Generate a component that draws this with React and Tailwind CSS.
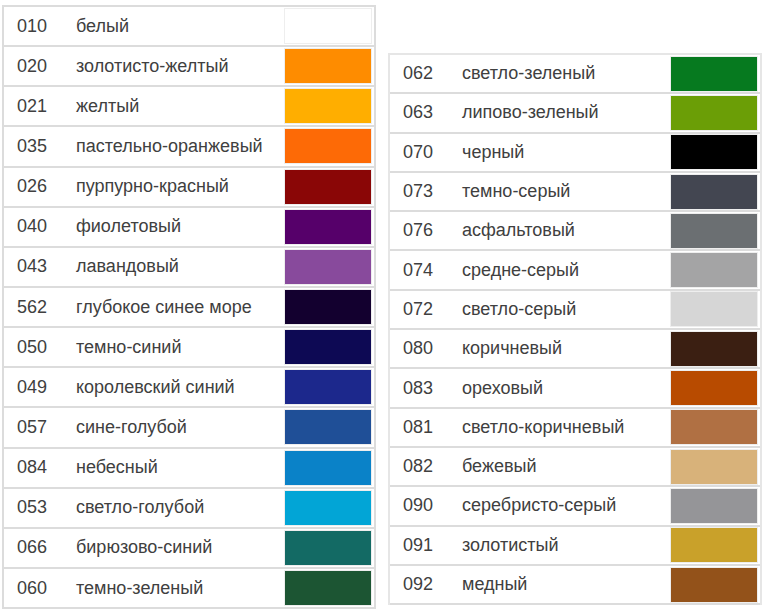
const left = [
  { code: '010', name: 'белый', color: '#ffffff' },
  { code: '020', name: 'золотисто-желтый', color: '#fe8c00' },
  { code: '021', name: 'желтый', color: '#ffae00' },
  { code: '035', name: 'пастельно-оранжевый', color: '#fd6a06' },
  { code: '026', name: 'пурпурно-красный', color: '#8a0606' },
  { code: '040', name: 'фиолетовый', color: '#56006a' },
  { code: '043', name: 'лавандовый', color: '#884a9c' },
  { code: '562', name: 'глубокое синее море', color: '#13002f' },
  { code: '050', name: 'темно-синий', color: '#0d0954' },
  { code: '049', name: 'королевский синий', color: '#1c288c' },
  { code: '057', name: 'сине-голубой', color: '#1f4f97' },
  { code: '084', name: 'небесный', color: '#0a82c8' },
  { code: '053', name: 'светло-голубой', color: '#02a5d6' },
  { code: '066', name: 'бирюзово-синий', color: '#136a64' },
  { code: '060', name: 'темно-зеленый', color: '#1c5533' },
]

const right = [
  { code: '062', name: 'светло-зеленый', color: '#067a1f' },
  { code: '063', name: 'липово-зеленый', color: '#6b9e06' },
  { code: '070', name: 'черный', color: '#000000' },
  { code: '073', name: 'темно-серый', color: '#434651' },
  { code: '076', name: 'асфальтовый', color: '#6b6f72' },
  { code: '074', name: 'средне-серый', color: '#a4a4a5' },
  { code: '072', name: 'светло-серый', color: '#d6d6d6' },
  { code: '080', name: 'коричневый', color: '#3b1f12' },
  { code: '083', name: 'ореховый', color: '#b84b00' },
  { code: '081', name: 'светло-коричневый', color: '#b07043' },
  { code: '082', name: 'бежевый', color: '#d8b27a' },
  { code: '090', name: 'серебристо-серый', color: '#959598' },
  { code: '091', name: 'золотистый', color: '#c9a12a' },
  { code: '092', name: 'медный', color: '#93521a' },
]

function Row({ item, tall }) {
  return (
    <div
      className={`flex items-center border-b-2 border-[#dcdcdc] ${tall ? 'h-[40.15px]' : 'h-[39.3px]'}`}
    >
      <span className="w-[72px] pl-[13px] shrink-0">{item.code}</span>
      <span className="flex-1 whitespace-nowrap">{item.name}</span>
      <div
        className="w-[88px] h-[36px] mr-[2px] shrink-0 border border-[#eeeeee]"
        style={{ backgroundColor: item.color }}
      />
    </div>
  )
}

export default function App() {
  return (
    <div
      className="w-[764px] h-[612px] bg-white flex text-[18px] text-[#404040] overflow-hidden"
      style={{ fontFamily: '"Liberation Sans", Arial, sans-serif' }}
    >
      {/* left table */}
      <div className="ml-[2px] w-[374px] pt-[5px] shrink-0">
        <div className="border-t-2 border-l-2 border-r-2 border-[#dcdcdc]">
          {left.map((item) => (
            <Row key={item.code} item={item} tall />
          ))}
        </div>
      </div>

      {/* right table */}
      <div className="ml-[12px] w-[374px] pt-[53px] shrink-0">
        <div className="border-t-2 border-l-2 border-r-2 border-[#e6e6e6]">
          {right.map((item) => (
            <Row key={item.code} item={item} />
          ))}
        </div>
      </div>
    </div>
  )
}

· · · · ·

DO THIS - Retype everything in the material word for word, minus pictures.

TASK RESPONSE -
Generate a component that draws this with React and Tailwind CSS.
const left = [
  { code: '010', name: 'белый', color: '#ffffff' },
  { code: '020', name: 'золотисто-желтый', color: '#fe8c00' },
  { code: '021', name: 'желтый', color: '#ffae00' },
  { code: '035', name: 'пастельно-оранжевый', color: '#fd6a06' },
  { code: '026', name: 'пурпурно-красный', color: '#8a0606' },
  { code: '040', name: 'фиолетовый', color: '#56006a' },
  { code: '043', name: 'лавандовый', color: '#884a9c' },
  { code: '562', name: 'глубокое синее море', color: '#13002f' },
  { code: '050', name: 'темно-синий', color: '#0d0954' },
  { code: '049', name: 'королевский синий', color: '#1c288c' },
  { code: '057', name: 'сине-голубой', color: '#1f4f97' },
  { code: '084', name: 'небесный', color: '#0a82c8' },
  { code: '053', name: 'светло-голубой', color: '#02a5d6' },
  { code: '066', name: 'бирюзово-синий', color: '#136a64' },
  { code: '060', name: 'темно-зеленый', color: '#1c5533' },
]

const right = [
  { code: '062', name: 'светло-зеленый', color: '#067a1f' },
  { code: '063', name: 'липово-зеленый', color: '#6b9e06' },
  { code: '070', name: 'черный', color: '#000000' },
  { code: '073', name: 'темно-серый', color: '#434651' },
  { code: '076', name: 'асфальтовый', color: '#6b6f72' },
  { code: '074', name: 'средне-серый', color: '#a4a4a5' },
  { code: '072', name: 'светло-серый', color: '#d6d6d6' },
  { code: '080', name: 'коричневый', color: '#3b1f12' },
  { code: '083', name: 'ореховый', color: '#b84b00' },
  { code: '081', name: 'светло-коричневый', color: '#b07043' },
  { code: '082', name: 'бежевый', color: '#d8b27a' },
  { code: '090', name: 'серебристо-серый', color: '#959598' },
  { code: '091', name: 'золотистый', color: '#c9a12a' },
  { code: '092', name: 'медный', color: '#93521a' },
]

function Row({ item, tall }) {
  return (
    <div
      className={`flex items-center border-b-2 border-[#dcdcdc] ${tall ? 'h-[40.15px]' : 'h-[39.3px]'}`}
    >
      <span className="w-[72px] pl-[13px] shrink-0">{item.code}</span>
      <span className="flex-1 whitespace-nowrap">{item.name}</span>
      <div
        className="w-[88px] h-[36px] mr-[2px] shrink-0 border border-[#eeeeee]"
        style={{ backgroundColor: item.color }}
      />
    </div>
  )
}

export default function App() {
  return (
    <div
      className="w-[764px] h-[612px] bg-white flex text-[18px] text-[#404040] overflow-hidden"
      style={{ fontFamily: '"Liberation Sans", Arial, sans-serif' }}
    >
      {/* left table */}
      <div className="ml-[2px] w-[374px] pt-[5px] shrink-0">
        <div className="border-t-2 border-l-2 border-r-2 border-[#dcdcdc]">
          {left.map((item) => (
            <Row key={item.code} item={item} tall />
          ))}
        </div>
      </div>

      {/* right table */}
      <div className="ml-[12px] w-[374px] pt-[53px] shrink-0">
        <div className="border-t-2 border-l-2 border-r-2 border-[#e6e6e6]">
          {right.map((item) => (
            <Row key={item.code} item={item} />
          ))}
        </div>
      </div>
    </div>
  )
}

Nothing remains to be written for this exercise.